21. (1) Tout candidat non reçu à un concours interne ou, s’il n’y a pas eu concours, toute personne dont les chances d’avancement sont, selon la Commission, amoindries par une nomination interne, déjà effective ou en instance, peut, dans le délai imparti par la Commission, en appeler devant un comité chargé par celle-ci de faire une enquête, au cours de laquelle l’appelant et l’administrateur général en cause, ou leurs représentants, ont l’occasion de se faire entendre.

(2) Après notification de la décision du comité, la Commission, en fonction de cette dernière :

a) confirme ou révoque la nomination;

b) procède ou non à la nomination.

[3] L.R.C. (1985), ch. F-7.

[4] L’art. 10 de la Loi est libellé comme suit :

10. Les nominations internes ou externes à des postes de la fonction publique se font sur la base d’une sélection fondée sur le mérite, selon ce que détermine la Commission, et à la demande de l’administrateur général intéressé, soit par concours, soit par tout autre mode de sélection du personnel fondé sur le mérite des candidats que la Commission estime le mieux adapté aux intérêts de la fonction publique.

[5] L.R.C. (1985), ch.
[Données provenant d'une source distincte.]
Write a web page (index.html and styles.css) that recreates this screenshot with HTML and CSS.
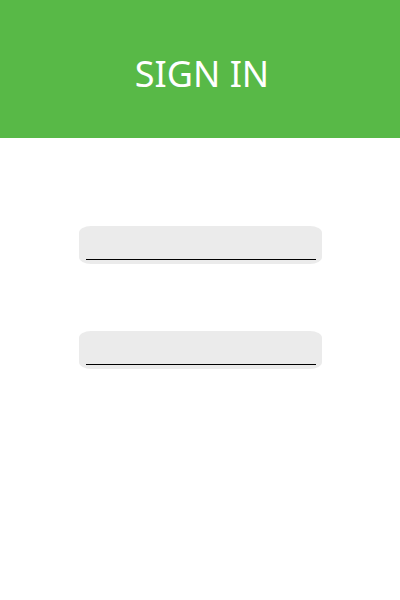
FILE: index.html
```html
<!DOCTYPE html>
<html lang="en">
<head>
<meta charset="utf-8">
<meta name="viewport" content="width=device-width, initial-scale=1">
<title>Sign in</title>
<link rel="stylesheet" href="styles.css">
</head>
<body>
<header class="banner"><h1 class="title">SIGN IN</h1></header>
<main>
<form class="form">
<div class="field"><input class="input" type="text" aria-label="Username" autocomplete="username"></div>
<div class="field"><input class="input" type="password" aria-label="Password" autocomplete="current-password"></div>
</form>
</main>
</body>
</html>
```

FILE: styles.css
```css
* {
  box-sizing: border-box;
}

body {
  margin: 0;
  background: #fff;
  font-family: "Noto Sans", sans-serif;
}

.banner {
  padding: 46px 16px 36px 20px;
  background: #58b947;
  text-align: center;
}

.title {
  margin: 0;
  color: #fff;
  font-size: 36px;
  font-weight: 400;
  line-height: 56px;
}

.form {
  display: flex;
  flex-direction: column;
  align-items: center;
  gap: 67px;
  padding: 88px 16px;
}

.field {
  width: 100%;
  max-width: 243px;
  padding: 0 6px 4px 7px;
  border-radius: 12px / 7px;
  background: #ebebeb;
}

.input {
  display: block;
  width: 100%;
  height: 34px;
  padding: 0 4px;
  border: 0;
  border-bottom: 1px solid #000;
  border-radius: 0;
  background: transparent;
  font: inherit;
  outline: 0;
}
```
F-11, art. 7 [mod. par L.C. 1991, ch. 24, art. 2], 10 [mod., idem, art. 50 (ann. II, art. 3) (F)].

[6] Voir l’arrêt Brown c. La Commission de la Fonction publique, [1975] C.F. 345 (C.A.).

[7] [1993] 1 C.F. 331 (C.A.).

[8] [1973] C.F. 1217 (C.A.).

[9] Charest, précité, note 8, à la p. 1221, le juge Pratte, J.C.A.

[10] Procureur général du Canada c. Greaves, [1982] 1 C.F. 806 (C.A.), à la p. 810, le juge Pratte, J.C.A.; Nanda c. Commission de la Fonction publique, [1972] C.F. 277, (C.A.), à la p. 297, le juge en chef Jackett.